The last optmization is Copy-on-Write, which reduces the number of element copies during array copy. When a Z-Ray is duplicated or copied to another, only the spine is copied, but not the arraylets, which will be shared between the two instances of spines. To indicate the fact that the arraylet is shared and cannot be directly written into, the paper proposing that one bit from the pointer value be dedicated as a “taint bit”. Given that pointer values have a few redundant bits due to address alignment and OS address mapping, the taint bit can be either a low bit or a high bit of the pointer. The taint bit is checked before an arraylet is written into.
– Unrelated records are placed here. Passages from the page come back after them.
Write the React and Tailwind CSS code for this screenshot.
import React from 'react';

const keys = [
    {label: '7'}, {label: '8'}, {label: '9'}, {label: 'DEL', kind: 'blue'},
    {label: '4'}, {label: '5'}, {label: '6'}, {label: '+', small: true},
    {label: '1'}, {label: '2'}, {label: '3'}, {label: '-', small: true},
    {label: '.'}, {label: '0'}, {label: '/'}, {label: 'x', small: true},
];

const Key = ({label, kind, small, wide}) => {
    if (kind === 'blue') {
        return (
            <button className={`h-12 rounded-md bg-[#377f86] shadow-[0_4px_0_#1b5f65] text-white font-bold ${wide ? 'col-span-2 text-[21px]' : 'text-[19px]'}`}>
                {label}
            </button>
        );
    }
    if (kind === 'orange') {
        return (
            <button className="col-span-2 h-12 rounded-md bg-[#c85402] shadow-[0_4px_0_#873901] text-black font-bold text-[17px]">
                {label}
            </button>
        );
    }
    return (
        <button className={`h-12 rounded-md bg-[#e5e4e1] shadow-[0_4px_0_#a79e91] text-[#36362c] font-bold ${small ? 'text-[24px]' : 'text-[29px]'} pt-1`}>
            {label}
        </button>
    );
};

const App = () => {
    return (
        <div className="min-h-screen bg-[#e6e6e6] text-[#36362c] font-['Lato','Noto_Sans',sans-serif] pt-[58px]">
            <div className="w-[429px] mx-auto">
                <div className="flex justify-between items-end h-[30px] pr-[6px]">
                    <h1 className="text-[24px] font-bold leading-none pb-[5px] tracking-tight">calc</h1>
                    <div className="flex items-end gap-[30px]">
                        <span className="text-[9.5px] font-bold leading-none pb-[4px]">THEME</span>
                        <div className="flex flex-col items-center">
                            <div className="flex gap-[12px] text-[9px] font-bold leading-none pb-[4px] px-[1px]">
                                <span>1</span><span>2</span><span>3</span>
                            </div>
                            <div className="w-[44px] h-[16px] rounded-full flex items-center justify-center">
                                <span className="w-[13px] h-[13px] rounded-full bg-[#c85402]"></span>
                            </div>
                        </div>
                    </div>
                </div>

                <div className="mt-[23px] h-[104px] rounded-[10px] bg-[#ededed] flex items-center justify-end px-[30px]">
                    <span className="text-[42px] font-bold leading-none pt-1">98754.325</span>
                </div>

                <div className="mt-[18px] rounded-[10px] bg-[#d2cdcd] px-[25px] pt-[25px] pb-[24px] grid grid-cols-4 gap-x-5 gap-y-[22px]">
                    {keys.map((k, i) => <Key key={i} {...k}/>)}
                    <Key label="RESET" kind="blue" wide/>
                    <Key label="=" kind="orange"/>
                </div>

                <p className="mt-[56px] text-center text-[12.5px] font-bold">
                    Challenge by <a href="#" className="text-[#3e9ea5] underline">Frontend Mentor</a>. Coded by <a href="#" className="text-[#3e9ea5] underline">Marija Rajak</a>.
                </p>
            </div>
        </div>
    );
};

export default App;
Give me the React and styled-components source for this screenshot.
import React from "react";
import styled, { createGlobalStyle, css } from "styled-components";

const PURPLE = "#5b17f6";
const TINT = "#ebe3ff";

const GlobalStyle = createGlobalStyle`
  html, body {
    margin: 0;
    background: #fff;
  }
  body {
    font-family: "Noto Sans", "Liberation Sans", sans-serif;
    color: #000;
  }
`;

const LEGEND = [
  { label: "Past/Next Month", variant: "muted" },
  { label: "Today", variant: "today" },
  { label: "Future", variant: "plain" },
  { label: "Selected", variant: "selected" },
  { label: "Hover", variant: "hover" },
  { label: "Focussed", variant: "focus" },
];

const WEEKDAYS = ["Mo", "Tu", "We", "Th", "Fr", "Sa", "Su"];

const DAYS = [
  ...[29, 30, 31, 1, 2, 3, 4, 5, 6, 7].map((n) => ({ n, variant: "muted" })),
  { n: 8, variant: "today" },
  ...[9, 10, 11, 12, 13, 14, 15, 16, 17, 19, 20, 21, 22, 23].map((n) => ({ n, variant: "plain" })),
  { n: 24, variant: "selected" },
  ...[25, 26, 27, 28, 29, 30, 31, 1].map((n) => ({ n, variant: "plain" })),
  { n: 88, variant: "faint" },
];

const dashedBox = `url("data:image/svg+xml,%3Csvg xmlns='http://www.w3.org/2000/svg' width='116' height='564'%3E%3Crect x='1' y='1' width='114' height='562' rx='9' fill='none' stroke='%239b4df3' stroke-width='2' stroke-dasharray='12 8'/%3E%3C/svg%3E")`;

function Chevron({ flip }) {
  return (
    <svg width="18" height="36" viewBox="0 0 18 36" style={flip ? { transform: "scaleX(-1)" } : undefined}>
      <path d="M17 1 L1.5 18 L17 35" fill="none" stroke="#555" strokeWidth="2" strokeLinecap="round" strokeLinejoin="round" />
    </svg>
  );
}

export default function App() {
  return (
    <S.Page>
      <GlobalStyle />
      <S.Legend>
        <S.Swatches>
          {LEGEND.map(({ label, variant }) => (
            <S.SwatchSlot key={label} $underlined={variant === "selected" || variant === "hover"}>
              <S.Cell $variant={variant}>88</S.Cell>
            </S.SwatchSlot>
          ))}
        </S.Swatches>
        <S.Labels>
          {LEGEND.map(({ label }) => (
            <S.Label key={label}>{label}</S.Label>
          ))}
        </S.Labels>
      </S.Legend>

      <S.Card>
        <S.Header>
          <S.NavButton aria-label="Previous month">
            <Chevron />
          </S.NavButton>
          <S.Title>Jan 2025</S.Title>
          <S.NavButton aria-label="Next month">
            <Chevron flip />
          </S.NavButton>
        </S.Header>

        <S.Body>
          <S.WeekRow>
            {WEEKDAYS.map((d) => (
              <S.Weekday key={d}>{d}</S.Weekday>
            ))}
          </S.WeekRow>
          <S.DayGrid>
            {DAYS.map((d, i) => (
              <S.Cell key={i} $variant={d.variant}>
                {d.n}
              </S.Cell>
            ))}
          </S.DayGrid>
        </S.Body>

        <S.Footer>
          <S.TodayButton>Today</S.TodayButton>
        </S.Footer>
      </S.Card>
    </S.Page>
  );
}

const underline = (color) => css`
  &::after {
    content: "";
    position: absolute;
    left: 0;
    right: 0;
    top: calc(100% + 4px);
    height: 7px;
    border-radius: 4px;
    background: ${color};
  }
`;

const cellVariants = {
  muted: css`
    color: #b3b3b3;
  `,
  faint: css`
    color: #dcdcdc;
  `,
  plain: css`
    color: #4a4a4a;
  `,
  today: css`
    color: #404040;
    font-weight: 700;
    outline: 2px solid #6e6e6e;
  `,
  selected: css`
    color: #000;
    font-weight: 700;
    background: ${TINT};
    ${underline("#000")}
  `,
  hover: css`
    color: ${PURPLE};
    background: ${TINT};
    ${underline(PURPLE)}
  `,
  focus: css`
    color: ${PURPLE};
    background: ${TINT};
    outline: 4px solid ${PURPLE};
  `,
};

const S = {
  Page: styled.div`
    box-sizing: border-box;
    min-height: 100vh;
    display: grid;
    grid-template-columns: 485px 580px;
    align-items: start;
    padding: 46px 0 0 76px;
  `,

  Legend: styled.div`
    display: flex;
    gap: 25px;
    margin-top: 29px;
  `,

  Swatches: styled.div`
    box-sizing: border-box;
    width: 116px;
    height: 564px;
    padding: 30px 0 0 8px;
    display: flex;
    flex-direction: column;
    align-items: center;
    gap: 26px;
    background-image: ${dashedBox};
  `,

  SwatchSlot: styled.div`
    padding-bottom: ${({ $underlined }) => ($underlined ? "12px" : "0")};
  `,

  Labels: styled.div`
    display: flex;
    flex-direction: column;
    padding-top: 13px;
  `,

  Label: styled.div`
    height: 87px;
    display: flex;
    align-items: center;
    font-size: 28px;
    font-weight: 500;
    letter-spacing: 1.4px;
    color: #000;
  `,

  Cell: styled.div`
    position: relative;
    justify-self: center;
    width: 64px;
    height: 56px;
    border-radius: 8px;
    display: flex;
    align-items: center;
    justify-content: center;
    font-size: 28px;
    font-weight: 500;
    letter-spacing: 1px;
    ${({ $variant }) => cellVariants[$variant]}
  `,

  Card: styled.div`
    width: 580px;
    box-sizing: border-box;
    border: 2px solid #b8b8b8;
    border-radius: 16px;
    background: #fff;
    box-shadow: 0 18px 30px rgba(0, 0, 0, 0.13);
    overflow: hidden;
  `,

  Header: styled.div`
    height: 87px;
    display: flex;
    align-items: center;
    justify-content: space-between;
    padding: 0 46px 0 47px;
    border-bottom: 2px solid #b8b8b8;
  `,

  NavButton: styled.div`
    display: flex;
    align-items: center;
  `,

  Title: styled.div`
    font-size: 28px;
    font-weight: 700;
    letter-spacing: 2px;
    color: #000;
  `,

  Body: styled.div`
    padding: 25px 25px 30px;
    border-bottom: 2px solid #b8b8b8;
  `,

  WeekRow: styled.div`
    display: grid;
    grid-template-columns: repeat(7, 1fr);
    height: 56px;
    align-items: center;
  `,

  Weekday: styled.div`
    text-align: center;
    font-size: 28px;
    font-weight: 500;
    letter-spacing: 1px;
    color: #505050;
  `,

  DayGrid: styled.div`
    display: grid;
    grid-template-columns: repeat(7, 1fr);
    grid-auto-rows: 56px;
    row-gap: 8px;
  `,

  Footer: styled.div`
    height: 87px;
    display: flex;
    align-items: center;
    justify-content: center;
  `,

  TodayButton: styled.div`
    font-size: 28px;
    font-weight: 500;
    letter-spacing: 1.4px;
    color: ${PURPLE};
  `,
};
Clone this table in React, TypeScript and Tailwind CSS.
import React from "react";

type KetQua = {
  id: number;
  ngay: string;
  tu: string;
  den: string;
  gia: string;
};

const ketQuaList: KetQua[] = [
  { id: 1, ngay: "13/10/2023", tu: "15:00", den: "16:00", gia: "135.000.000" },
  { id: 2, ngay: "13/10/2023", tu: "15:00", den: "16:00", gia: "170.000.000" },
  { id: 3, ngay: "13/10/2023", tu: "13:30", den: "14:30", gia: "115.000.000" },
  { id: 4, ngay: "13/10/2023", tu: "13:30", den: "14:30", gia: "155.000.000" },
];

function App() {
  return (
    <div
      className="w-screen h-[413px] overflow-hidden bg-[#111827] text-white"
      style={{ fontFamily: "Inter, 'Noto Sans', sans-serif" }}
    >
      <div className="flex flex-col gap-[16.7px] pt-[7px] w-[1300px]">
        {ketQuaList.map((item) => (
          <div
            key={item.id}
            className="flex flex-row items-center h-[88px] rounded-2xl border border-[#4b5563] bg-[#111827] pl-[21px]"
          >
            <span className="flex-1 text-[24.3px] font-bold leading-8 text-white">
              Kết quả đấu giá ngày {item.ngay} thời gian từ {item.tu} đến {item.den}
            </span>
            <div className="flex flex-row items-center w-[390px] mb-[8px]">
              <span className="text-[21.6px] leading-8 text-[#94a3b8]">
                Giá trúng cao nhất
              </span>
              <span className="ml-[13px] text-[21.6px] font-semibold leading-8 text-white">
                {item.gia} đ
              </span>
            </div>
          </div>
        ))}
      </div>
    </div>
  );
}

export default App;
If set, the arraylet will be duplicated and linked to the current Z-Ray instance under modification, before the write is performed on the new arraylet.
The paper also discusses the interaction between Z-Ray and generational GC. In generational GC, objects are first allocated in a nursery heap, assuming that most objects die young. The GC process, therefore, scans the nursery heap at a higher frequency than the matured heap, which stores objects that have survived GC while it was in the nursery heap. Objects that are still alive after GC will be moved from the nursery heap to the matured heap, and they will be scanned less frequently, since old objects are expected to have longer time span. Z-Rays reduces object copy traffic when moving from the nursery heap to the matured heap, since arraylets are allocated at a separate heap using simple slab allocators, with only the spine being allocated on the nursery heap. Arraylets, therefore, will not be scanned at all by the GC thread, whose life span is solely dependent on the life span of the spine object. When the spine object is GC’ed, the arraylets contained in that spine is GC’ed as well, unless it is shared.